SET TASK: Select each line where the word "screenshot" appears.

-- Begin GIVEN INFORMATION --

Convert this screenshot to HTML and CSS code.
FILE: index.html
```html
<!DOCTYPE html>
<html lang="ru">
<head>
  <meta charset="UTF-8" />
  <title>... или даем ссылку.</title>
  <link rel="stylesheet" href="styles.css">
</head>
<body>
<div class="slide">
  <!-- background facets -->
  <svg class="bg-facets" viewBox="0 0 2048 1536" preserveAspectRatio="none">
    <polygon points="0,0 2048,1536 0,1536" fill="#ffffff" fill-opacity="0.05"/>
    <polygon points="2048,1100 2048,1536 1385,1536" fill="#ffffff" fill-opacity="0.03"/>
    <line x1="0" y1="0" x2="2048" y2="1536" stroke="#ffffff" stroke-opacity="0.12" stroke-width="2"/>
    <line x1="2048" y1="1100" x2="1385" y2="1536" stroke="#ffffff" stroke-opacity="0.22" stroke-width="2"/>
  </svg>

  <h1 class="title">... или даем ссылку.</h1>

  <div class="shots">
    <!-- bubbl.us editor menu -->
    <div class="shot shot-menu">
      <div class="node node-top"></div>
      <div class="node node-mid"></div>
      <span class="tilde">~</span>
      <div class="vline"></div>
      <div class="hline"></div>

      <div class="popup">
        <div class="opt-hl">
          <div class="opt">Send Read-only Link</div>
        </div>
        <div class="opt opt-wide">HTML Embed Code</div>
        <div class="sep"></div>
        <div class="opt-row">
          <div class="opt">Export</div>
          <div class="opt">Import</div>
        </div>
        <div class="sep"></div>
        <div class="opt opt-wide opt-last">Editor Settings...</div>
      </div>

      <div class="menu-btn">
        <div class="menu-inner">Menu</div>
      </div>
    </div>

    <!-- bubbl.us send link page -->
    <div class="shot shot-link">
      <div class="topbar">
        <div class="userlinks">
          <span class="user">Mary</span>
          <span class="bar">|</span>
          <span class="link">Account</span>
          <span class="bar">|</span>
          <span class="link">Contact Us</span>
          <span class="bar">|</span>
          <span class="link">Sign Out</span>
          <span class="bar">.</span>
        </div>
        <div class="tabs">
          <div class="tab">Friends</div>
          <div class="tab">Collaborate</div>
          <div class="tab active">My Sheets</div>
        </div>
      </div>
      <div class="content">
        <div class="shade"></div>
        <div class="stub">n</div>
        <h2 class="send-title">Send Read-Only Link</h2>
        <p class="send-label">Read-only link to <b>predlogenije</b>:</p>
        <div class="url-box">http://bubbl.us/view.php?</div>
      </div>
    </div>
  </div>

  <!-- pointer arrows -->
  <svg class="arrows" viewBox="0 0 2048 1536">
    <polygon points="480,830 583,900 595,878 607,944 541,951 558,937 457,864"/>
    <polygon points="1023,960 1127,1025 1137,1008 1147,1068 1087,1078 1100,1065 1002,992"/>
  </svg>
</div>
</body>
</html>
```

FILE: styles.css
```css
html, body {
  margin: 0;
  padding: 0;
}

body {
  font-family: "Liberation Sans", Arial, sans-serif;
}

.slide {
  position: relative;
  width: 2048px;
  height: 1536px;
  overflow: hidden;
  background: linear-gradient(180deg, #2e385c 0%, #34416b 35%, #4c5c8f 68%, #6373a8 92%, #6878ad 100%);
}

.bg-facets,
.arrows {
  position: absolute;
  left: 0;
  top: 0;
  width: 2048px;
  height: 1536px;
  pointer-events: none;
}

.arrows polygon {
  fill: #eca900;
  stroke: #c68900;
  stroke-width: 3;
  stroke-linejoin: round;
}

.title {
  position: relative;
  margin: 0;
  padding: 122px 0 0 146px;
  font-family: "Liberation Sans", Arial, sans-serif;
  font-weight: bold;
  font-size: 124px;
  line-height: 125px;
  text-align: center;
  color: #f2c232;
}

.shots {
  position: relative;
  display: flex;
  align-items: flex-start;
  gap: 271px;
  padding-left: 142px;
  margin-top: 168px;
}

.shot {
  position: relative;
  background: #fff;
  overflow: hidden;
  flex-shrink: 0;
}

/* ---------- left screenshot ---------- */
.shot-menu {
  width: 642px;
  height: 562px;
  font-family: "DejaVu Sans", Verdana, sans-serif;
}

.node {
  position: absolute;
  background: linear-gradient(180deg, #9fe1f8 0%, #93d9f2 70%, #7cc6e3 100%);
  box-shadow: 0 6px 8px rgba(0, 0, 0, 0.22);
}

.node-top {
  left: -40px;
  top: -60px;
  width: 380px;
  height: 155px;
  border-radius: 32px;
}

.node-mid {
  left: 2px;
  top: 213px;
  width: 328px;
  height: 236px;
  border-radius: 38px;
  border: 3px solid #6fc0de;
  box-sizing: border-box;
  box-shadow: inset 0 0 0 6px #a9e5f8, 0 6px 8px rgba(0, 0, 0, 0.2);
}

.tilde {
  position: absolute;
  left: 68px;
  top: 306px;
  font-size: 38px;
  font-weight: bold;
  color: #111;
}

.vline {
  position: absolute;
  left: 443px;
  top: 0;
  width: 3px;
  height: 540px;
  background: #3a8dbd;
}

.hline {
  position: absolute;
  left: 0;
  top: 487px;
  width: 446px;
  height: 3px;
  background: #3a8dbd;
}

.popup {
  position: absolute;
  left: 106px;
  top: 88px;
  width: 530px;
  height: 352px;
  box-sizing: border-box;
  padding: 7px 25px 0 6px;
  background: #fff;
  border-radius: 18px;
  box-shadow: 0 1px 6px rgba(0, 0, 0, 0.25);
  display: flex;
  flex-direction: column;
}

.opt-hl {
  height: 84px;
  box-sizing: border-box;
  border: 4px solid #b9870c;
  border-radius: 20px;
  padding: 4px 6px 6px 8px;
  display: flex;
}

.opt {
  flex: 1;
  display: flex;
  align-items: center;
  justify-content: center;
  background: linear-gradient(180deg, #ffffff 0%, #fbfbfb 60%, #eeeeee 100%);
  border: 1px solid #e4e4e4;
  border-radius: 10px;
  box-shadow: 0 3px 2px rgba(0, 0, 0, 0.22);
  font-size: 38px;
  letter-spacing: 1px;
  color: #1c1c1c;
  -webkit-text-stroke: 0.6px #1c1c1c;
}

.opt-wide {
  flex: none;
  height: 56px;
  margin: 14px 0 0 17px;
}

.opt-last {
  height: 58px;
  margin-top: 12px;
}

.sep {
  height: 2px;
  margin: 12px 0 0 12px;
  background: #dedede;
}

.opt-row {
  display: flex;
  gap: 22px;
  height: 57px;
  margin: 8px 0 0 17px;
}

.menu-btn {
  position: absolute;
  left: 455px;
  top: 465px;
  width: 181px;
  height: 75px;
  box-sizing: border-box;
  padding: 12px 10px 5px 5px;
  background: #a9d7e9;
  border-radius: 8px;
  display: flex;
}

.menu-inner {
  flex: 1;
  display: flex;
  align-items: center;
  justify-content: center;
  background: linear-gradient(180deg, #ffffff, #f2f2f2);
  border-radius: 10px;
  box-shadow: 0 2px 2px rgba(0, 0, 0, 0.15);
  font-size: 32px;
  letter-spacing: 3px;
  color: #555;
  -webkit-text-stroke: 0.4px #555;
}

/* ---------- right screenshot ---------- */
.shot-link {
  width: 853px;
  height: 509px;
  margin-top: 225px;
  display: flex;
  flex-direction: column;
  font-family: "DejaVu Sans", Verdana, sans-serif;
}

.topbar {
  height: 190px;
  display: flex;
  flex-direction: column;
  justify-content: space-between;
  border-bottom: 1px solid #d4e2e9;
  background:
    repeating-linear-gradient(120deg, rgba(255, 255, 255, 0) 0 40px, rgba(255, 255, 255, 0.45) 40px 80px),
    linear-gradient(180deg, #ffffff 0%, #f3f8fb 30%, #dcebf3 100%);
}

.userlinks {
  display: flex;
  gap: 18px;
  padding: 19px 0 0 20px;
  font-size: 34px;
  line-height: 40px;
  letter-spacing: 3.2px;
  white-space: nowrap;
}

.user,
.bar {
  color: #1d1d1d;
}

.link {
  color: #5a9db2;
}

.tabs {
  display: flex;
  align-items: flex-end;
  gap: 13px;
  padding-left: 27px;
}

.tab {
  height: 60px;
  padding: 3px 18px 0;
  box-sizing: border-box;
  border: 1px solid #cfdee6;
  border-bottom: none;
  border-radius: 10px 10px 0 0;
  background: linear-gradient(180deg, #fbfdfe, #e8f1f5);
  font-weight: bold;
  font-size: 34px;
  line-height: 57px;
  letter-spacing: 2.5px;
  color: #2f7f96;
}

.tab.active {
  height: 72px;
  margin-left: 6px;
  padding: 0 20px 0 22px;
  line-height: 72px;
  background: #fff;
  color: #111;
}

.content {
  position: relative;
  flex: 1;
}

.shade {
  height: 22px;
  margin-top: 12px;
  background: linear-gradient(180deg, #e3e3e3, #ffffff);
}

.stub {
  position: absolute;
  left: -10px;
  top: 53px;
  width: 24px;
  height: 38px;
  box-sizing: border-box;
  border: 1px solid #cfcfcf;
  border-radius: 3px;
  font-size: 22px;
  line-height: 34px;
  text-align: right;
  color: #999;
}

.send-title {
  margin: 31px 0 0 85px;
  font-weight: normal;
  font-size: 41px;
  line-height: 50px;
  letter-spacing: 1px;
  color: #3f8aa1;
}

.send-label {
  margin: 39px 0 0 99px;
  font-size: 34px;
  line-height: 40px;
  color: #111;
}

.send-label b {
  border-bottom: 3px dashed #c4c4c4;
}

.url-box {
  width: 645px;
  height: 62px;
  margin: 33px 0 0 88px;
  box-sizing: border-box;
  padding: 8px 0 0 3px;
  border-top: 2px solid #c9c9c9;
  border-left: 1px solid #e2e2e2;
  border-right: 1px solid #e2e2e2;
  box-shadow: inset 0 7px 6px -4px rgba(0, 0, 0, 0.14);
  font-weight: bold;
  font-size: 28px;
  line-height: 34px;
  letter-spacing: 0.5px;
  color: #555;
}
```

-- End GIVEN INFORMATION --

CORRECT OUTPUT:
Convert this screenshot to HTML and CSS code.
/* ---------- left screenshot ---------- */
/* ---------- right screenshot ---------- */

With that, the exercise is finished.